Communism may choose to call itself a proletarian or a totalitarian regime. There is little doubt that this kind of system eventually and inevitably leads to dictatorship. In fact, the current situation is that although they claim to support representative government, in reality they do not share governance with ordinary citizens. There has only been dictatorship since the inception of Communism in Russia. Lenin was the first dictator, who was succeeded by Stalin; Molotov may well be the third dictator, and so on. In any case, such regimes cannot survive without the use of force, and the Russian experiment stands testimony to that.

Interest, a Part of Communist Philosophy

The fifth flaw of Communism is that it has not rejected the institution of interest as part of its philosophy. It is claimed that there are no private banks in Soviet Russia that operate on the basis of interest. I do not at the moment have any certain knowledge that this is actually the case. But the absence of banks that run on the basis of interest is an entirely different matter from rejecting interest as something fundamentally wrong. The absence of such banks may be due to a number of reasons: lack of facilities, general ignorance on the part of the public in regard to the working of banks, or just expediency. When the necessary facilities are installed, the public gets educated about the banking system, or when the opportunistic policy is abandoned, individual banks may start operating throughout the country. But when something is forbidden as a matter of principle, no change in circumstances can make it lawful or acceptable. Communism does not put interest under this absolute ban.

There is no prohibition of interest in the communist literature, which leads me to conclude that Communism is not fundamentally opposed to the institution of interest. I find, besides, that the Soviet government borrows from other governments that lend only on interest. Thus, it is clear Communism is not against interest — indeed, it accepts its use. During this war, the Russian government borrowed from Russian people, which I surmise must have been on interest.

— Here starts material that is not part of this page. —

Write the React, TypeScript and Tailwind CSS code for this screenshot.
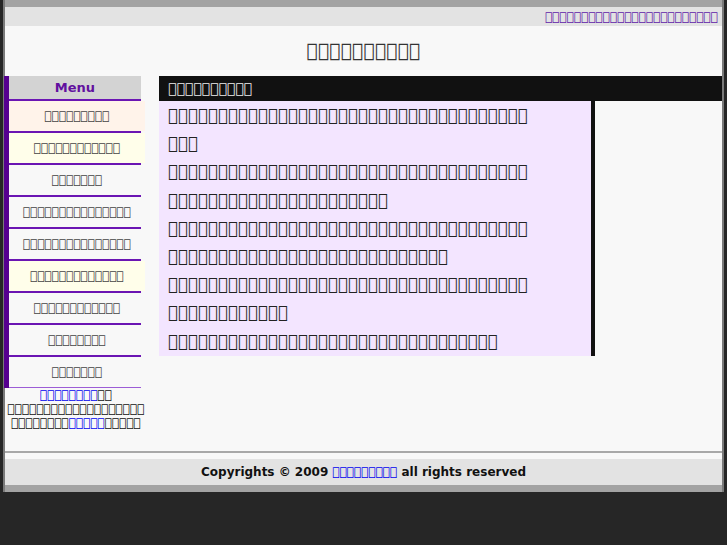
import React from "react";

// the source page's text shows as missing-glyph boxes; keep the same glyph counts
const box = (n: number) => "\uE000".repeat(n);

const menu = [
  { n: 9, bg: "bg-[#fff3ea]" },
  { n: 12, bg: "bg-[#fffeea]" },
  { n: 7, bg: "bg-[#f8f8f8]" },
  { n: 15, bg: "bg-[#f8f8f8]" },
  { n: 15, bg: "bg-[#f8f8f8]" },
  { n: 13, bg: "bg-[#fffeea]" },
  { n: 12, bg: "bg-[#f8f8f8]" },
  { n: 8, bg: "bg-[#f8f8f8]" },
  { n: 7, bg: "bg-[#f8f8f8]" },
];

// glyphs per wrapped line, per paragraph
const paragraphs = [[36, 3], [36, 22], [36, 28], [36, 12], [33]];

export default function App() {
  return (
    <div className="min-h-screen bg-[#262626] font-['DejaVu_Sans',sans-serif]">
      <div className="mx-[3px] border-x-2 border-[#7a7a7a] bg-[#f8f8f8]">
        <div className="h-[7px] bg-[#a3a3a3]" />
        <div className="flex h-[19px] items-center justify-end bg-[#e3e3e3] pr-[4px] text-[12px] leading-none">
          <a href="#" className="text-[#5f1aa8] no-underline">
            {box(24)}
          </a>
        </div>

        <h1 className="pt-[13px] pb-[15px] text-center text-[19px] leading-[22px] text-[#333]">{box(10)}</h1>

        <div className="flex items-start">
          {/* sidebar */}
          <div className="w-[137px] shrink-0 ml-[-1px]">
            <div className="border-l-[5px] border-[#55008f]">
              <div className="h-[23px] bg-[#d3d3d3] text-center text-[13px] font-bold leading-[23px] text-[#62109f]">
                Menu
              </div>
              <ul className="border-b border-[#9c5cd6]">
                {menu.map((m, i) => (
                  <li key={i} className="border-t-2 border-[#6b15b3]">
                    <a
                      href="#"
                      className={`block h-[30px] mr-[-4px] text-center text-[12px] leading-[30px] text-[#444] ${m.bg}`}
                    >
                      {box(m.n)}
                    </a>
                  </li>
                ))}
              </ul>
            </div>
            <p className="pl-[3px] mr-[-4px] text-center text-[12px] leading-[14px] text-[#111]">
              <a href="#" className="text-[#0000ee] underline">
                {box(8)}
              </a>
              {box(2)}
              <br />
              {box(19)}
              <br />
              {box(8)}
              <a href="#" className="text-[#0000ee] underline">
                {box(5)}
              </a>
              {box(5)}
            </p>
          </div>

          {/* main */}
          <div className="ml-[18px] flex-1">
            <h2 className="h-[25px] bg-[#111] pl-[9px] text-[14px] leading-[25px] text-[#eee]">{box(10)}</h2>
            <div className="w-[436px] border-r-4 border-[#111] bg-[#f3e5ff] pl-[9px] pt-[1px] text-[16.67px] leading-[28.2px] text-[#222]">
              {paragraphs.map((lines, i) => (
                <p key={i}>
                  {lines.map((n, j) => (
                    <React.Fragment key={j}>
                      {j > 0 && <br />}
                      {box(n)}
                    </React.Fragment>
                  ))}
                </p>
              ))}
            </div>
          </div>
        </div>

        <div className="mt-[21px] h-[8px] border-t-2 border-[#a8a8a8]" />
        <div className="h-[26px] bg-[#e3e3e3] text-center text-[12px] font-bold leading-[26px] text-[#111]">
          Copyrights © 2009{" "}
          <a href="#" className="font-normal text-[#0000ee] underline">
            {box(9)}
          </a>{" "}
          all rights reserved
        </div>
        <div className="h-[7px] bg-[#a3a3a3]" />
      </div>
    </div>
  );
}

If I am correct that Communism is not fundamentally opposed to interest (in fact, various developments leave no other conclusion possible), it must be conceded that the dearth of interest-based transactions in the country is only a temporary phenomenon and a consequence of the extraordinary changes that occurred since the overthrow of the old order. With the expansion of Russian trade and industrial development, the Soviet State too would increasingly resort to interest-bearing loans, just as in other European countries. Accordingly, for the successful prosecution of wars and industrial development, the branches of the state bank will be established in the country, and the institution of interest would take the country from Communism to Capitalism, just as it did in the other Western countries.